Working with migrants and refugees helps you to see your country anew through their eyes. That is one of the great gifts of multiculturalism, writes Evan Ellis.
BY Evan Ellis
2012 has been a telling year for multiculturalism in Australia. It began with the Opposition Spokeswoman for Citizenship, Teresa Gambaro, creating a furor with her call for immigrants to be schooled in wearing deodorant and how to queue.
The eminent neurosurgeon, Charlie Teo was then hassled for talking straight about racism in his Australia Day address, while a few days later our PM was bustled out of the Lobby restaurant during a protest by Indigenous and non-Indigenous supporters of the tent embassy.
All this and January hadn’t even finished. It’s no wonder then that on Harmony Day (March 21) this year, many Australians could be forgiven for asking how much harmony there is to go around.
Moments like those mentioned are not unlike lightning strikes at night. They illuminate, albeit briefly, the often hidden tensions, fears, struggles and anger in our multicultural society. However, despite the deluge of commentary such moments provoke, when the media cycle moves on, it’s questionable whether the underlying issues have been addressed.
In my mind this is part of the problem. Rarely do we have the space to sit with these issues, to look into their complexity and seek genuine solutions. The real solutions take time. They require not just well-argued ideas or sound policy, but the space for strong relationships to be formed across our diverse citizenry. You just can’t do that in a 30-second sound bite.
This became evident to me as I worked for two years as the Social Justice Co-ordinator for the Parramatta Diocese. It was a rewarding role that nevertheless revealed the many challenges of multiculturalism.
To illustrate, let me briefly explore a few of the challenges facing one community that I worked with – the Sudanese community. Now even before I start I’m tripping over myself. Sudan has hundreds of ethnic and tribal divisions and language groups. This means talk of ‘the Sudanese community’ (as if they are one bloc) is somewhat simplistic. Indeed, Sudan as a single country no longer exists.

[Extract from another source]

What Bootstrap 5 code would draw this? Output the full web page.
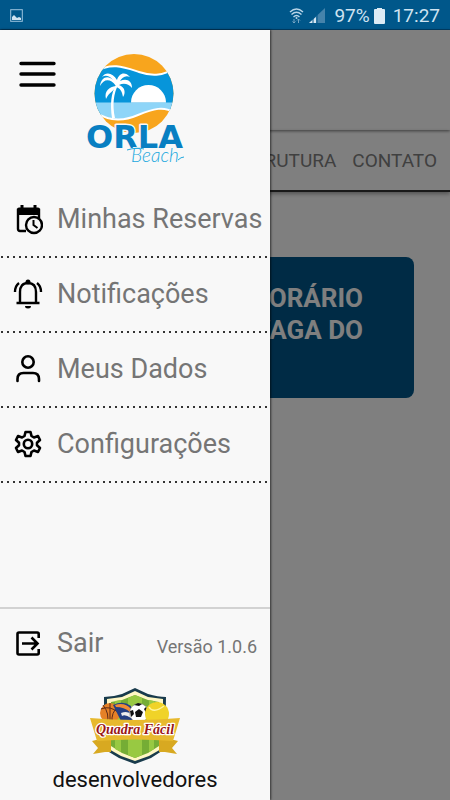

Many from this diverse community will bring with them the trauma of a long-running civil war, dispossession and life in refugee camps. Formal education, along with so much else, will have been disrupted. They will then be flung into a society radically different from their own, often with key family members left behind, where the old order of strong family and community networks no longer seems to hold.
Against such pressures they will confront racism, even in so-called safe places. A priest told me how he once invited a Sudanese choir to lead Christmas carols. Greeting people at the door, a parishioner bustled out past him saying, “I have no time for a jungle mass”. Dumbfounded, the priest wondered how many times that parishioner had sat through Matthew’s Gospel with the flight into Egypt and not been touched by the sentiment, nor wondered about which continent they found refuge.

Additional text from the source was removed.